Storm clouds, on an otherwise bright horizon, that can't be controlled include the possibility of war that threatens to significantly reduce capital, consumer, and government spending on peacetime civilian applications. These applications include large video signs, automobiles, mobile phones, and traffic signals, all of which fueled the emergence of the high-brightness LED market and brought about last year's recovery, Steele said.
The overwhelming focus on national security issues is also a barrier to the passage of energy legislation to fund the proposed Next Generation Lighting Initiative (NGLI), according to Pamela Farrell, a business development manager at GE Global Research (Niskayuna, NY). "I think that we have enough support in Congress and that NGLI will make it to the table in 2003," said Farrell, a lobbyist for the NGLI. The House and Senate approved a proposal last year, but a final version was not passed before Congress adjourned. "Energy bills are hard," Farrell said. "NGLI gets swamped in arguments about other issues, like oil drilling."
Key technology and marketing issues discussed by various speakers included packaging, measurement, design innovation, and cost. Packaging strategies, such as improving upon or replacing epoxy encapsulants or lenses, as well as various innovative heat-sinking methods, are playing a key role in providing both the light-extraction efficiencies and thermal management required for LED light sources to actually provide longer service lifetimes than traditional sources.

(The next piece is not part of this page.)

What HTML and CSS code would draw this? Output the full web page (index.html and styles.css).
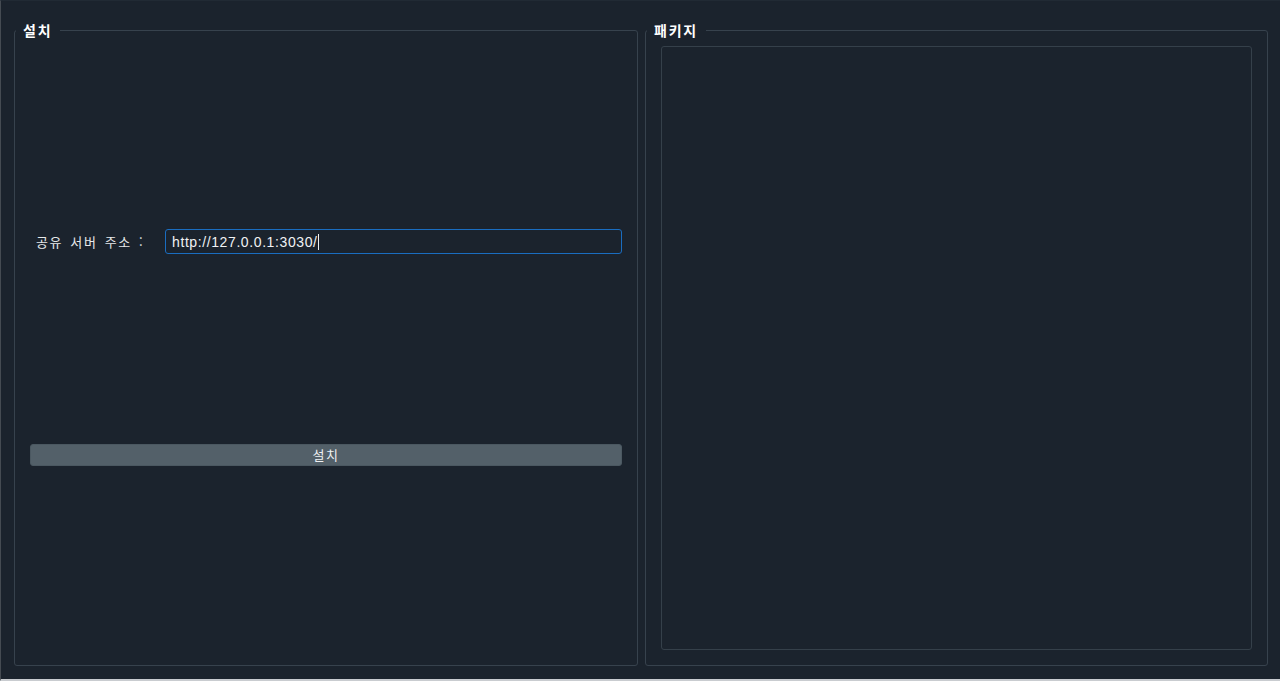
FILE: index.html
```html
<!DOCTYPE html>
<html lang="ko">
<head>
<meta charset="utf-8">
<title>설치</title>
<link rel="stylesheet" href="styles.css">
</head>
<body>
<div class="window">
  <fieldset class="group group-install">
    <legend class="group-title">설치</legend>
    <div class="install-body">
      <div class="form-row">
        <label class="form-label">공유 서버 주소 :</label>
        <div class="field"><span class="field-text">http://127.0.0.1:3030/</span><span class="caret"></span></div>
      </div>
      <button class="btn" type="button">설치</button>
    </div>
  </fieldset>
  <fieldset class="group group-packages">
    <legend class="group-title">패키지</legend>
    <div class="package-list"></div>
  </fieldset>
</div>
</body>
</html>
```

FILE: styles.css
```css
* { box-sizing: border-box; }
html, body {
  margin: 0;
  padding: 0;
  background: #1b232d;
}
body {
  width: 1280px;
  height: 681px;
  overflow: hidden;
  font-family: "Noto Sans CJK KR", "Liberation Sans", sans-serif;
  color: #e8eaec;
}
.window {
  width: 1280px;
  height: 681px;
  display: flex;
  gap: 7px;
  padding: 20px 12px 0 13px;
  border-left: 1px solid #454b52;
  border-top: 1px solid #212a34;
  border-bottom: 2px solid #c9ccd0;
}
.group {
  margin: 0;
  padding: 0;
  height: 645px;
  border: 1px solid #37424d;
  border-radius: 3px;
  min-width: 0;
}
.group-install { width: 624px; }
.group-packages { width: 623px; }
.group-title {
  margin-left: 1px;
  padding: 0 8px 0 7px;
  height: 18px;
  line-height: 18px;
  font-size: 14px;
  font-weight: bold;
  letter-spacing: 1.8px;
  color: #ffffff;
}
.install-body {
  display: flex;
  flex-direction: column;
  padding: 190px 15px 0 15px;
}
.form-row {
  display: flex;
  align-items: center;
  height: 25px;
}
.form-label {
  width: 135px;
  padding-left: 6px;
  font-size: 13px;
  letter-spacing: 1.6px;
  word-spacing: 2px;
  color: #e6e8ea;
}
.field {
  flex: 1;
  height: 25px;
  display: flex;
  align-items: center;
  padding-left: 6px;
  border: 1px solid #1a6dc0;
  border-radius: 3px;
  background: #1b232d;
  font-family: "Liberation Sans", "Noto Sans CJK KR", sans-serif;
  font-size: 14px;
  letter-spacing: 0.6px;
  color: #f0f2f4;
}
.caret {
  width: 1px;
  height: 16px;
  background: #f0f2f4;
}
.btn {
  margin-top: 190px;
  height: 22px;
  border: 1px solid #4b5861;
  border-radius: 3px;
  background: #536069;
  color: #eef0f2;
  font-family: "Noto Sans CJK KR", sans-serif;
  font-size: 13px;
  letter-spacing: 1.5px;
  line-height: 18px;
  padding: 0;
}
.package-list {
  margin: 7px 15px 0 15px;
  height: 604px;
  border: 1px solid #35404a;
  border-radius: 3px;
}
```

Speakers from the National Institute of Standards and Technology (NIST; Gaithersburg, MD), Rensselaer Polytechnic Institute (RPI; Troy, NY) and several presenting companies addressed the inadequacy of color-rendering index as a metric, not only for evaluating LEDs, but also for providing an accurate assessment of viewer preference under various lighting schemes. According to conventional wisdom, the color-rendering index indicates the color-rendering properties of a light source, according to Nadarajah Narendran, director of research at the RPI Lighting Research Center. But in actuality, CRI only evaluates how object colors conform to illumination by a standard source, which in most cases is incandescent. Because incandescent illumination is deficient in blue, if an illumination source provides a better balance than incandescent (more blue) the CRI will actually go down.
Functional as opposed to device-design factors include whether to design solid-state light "bulbs" that can plug or screw into the tremendously large installed base of traditional light sockets or to "reinvent lighting," which involves asking different questions, according to Makarand Chipalkatti, director of lamp modules in North America for Osram Opto Semiconductors (Regensburg, Germany). Rather than designing LEDs to replace certain bulb types, for example, the question might be how to illuminate a space or surface to get a desired illuminance (see Fig. 1 and Fig. 2).

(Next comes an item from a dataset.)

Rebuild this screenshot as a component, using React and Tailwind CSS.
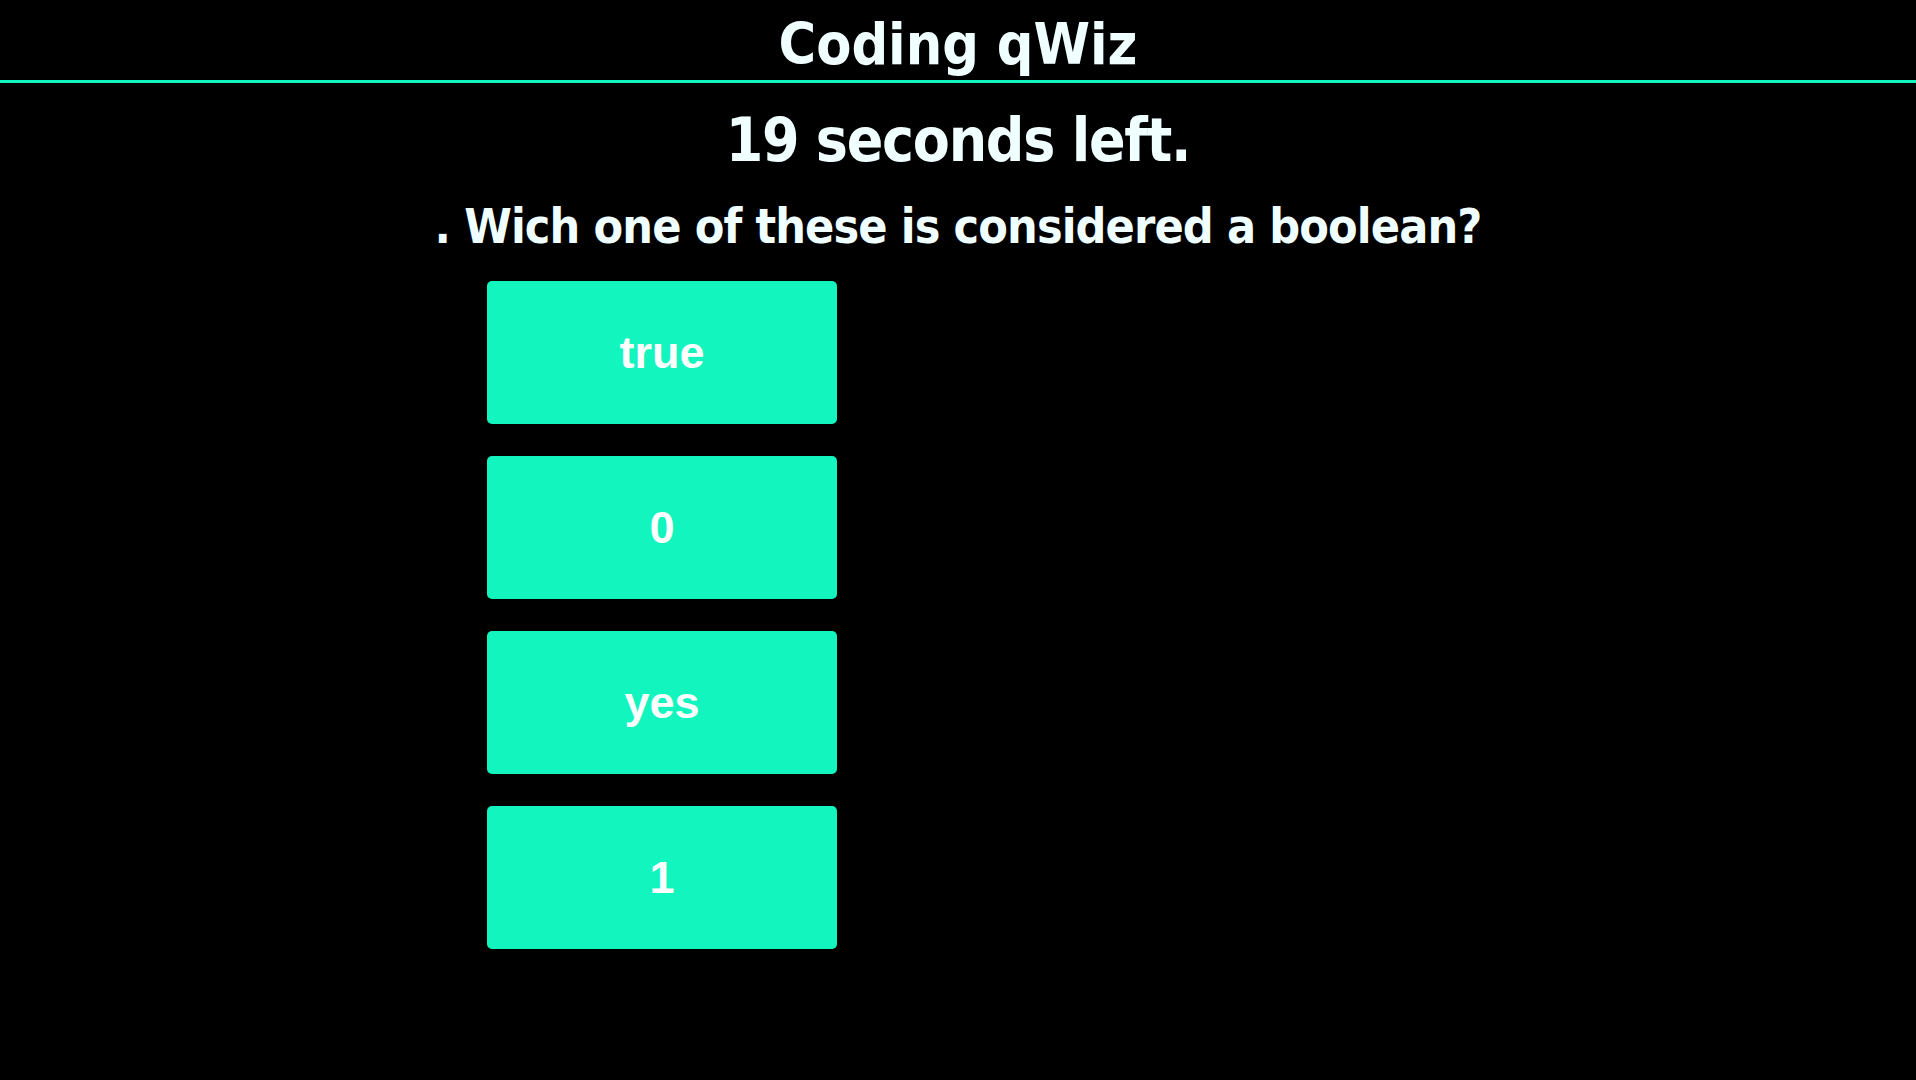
import React from 'react';

const answers = ['true', '0', 'yes', '1'];

const headFont = { fontFamily: '"DejaVu Sans Condensed", "DejaVu Sans", sans-serif', fontStretch: 'semi-condensed' };

function App() {
  return (
    <div className="min-h-screen bg-black text-[#f0ffff]" style={headFont}>
      {/* header */}
      <header className="h-[83px] border-b-[3px] border-[#13f5be]">
        <h1 className="m-0 pt-[16px] text-center text-[57px] font-bold leading-none">Coding qWiz</h1>
      </header>

      <main>
        <h2 className="mt-[27px] text-center text-[60px] font-bold leading-none tracking-[-1.25px]">19 seconds left.</h2>
        <p className="mt-[32px] text-center text-[48px] font-bold leading-none tracking-[-0.9px]">. Wich one of these is considered a boolean?</p>

        <div className="mt-[31px] flex flex-col gap-[32px] pl-[487px]">
          {answers.map((a) => (
            <button
              key={a}
              className="flex h-[143px] w-[350px] items-center justify-center rounded-[5px] bg-[#13f5be] text-[45px] font-bold text-white"
              style={{ fontFamily: '"Liberation Sans", Arial, sans-serif' }}
            >
              {a}
            </button>
          ))}
        </div>
      </main>
    </div>
  );
}

export default App;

FIGURE 2. Rather than simply replacing conventional bulbs, solid-state lighting is enabling new design strategies such as using chips in the railing to provide walkway lighting.

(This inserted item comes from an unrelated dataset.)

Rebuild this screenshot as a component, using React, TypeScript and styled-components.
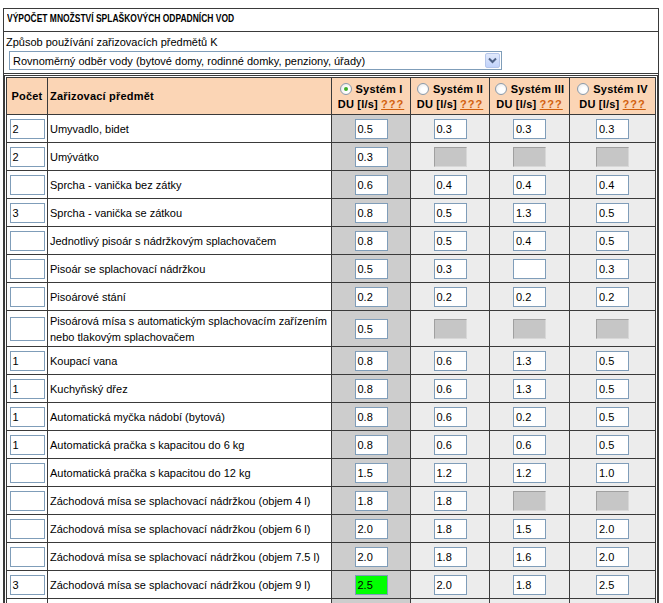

John Nylander of OptiLED (Irvine, CA) emphasized the need for conducting the LED lighting revolution in the market through an evolutionary process of technology development. "The penetration of LEDs into the lighting market depends on the development of integrated, easy-to-use LED-based lamps," he said. Market acceptance of new LED lamp fixtures rather than replacement LED "bulbs" for existing fixtures requires a strongly market-oriented cost model, Nylander added. "We started with what we thought the market would accept and cut it in half," he said. "And in terms of commercial applications, you must get return on investment within one year, within the budget cycle. We've hit a nine-month payback cycle."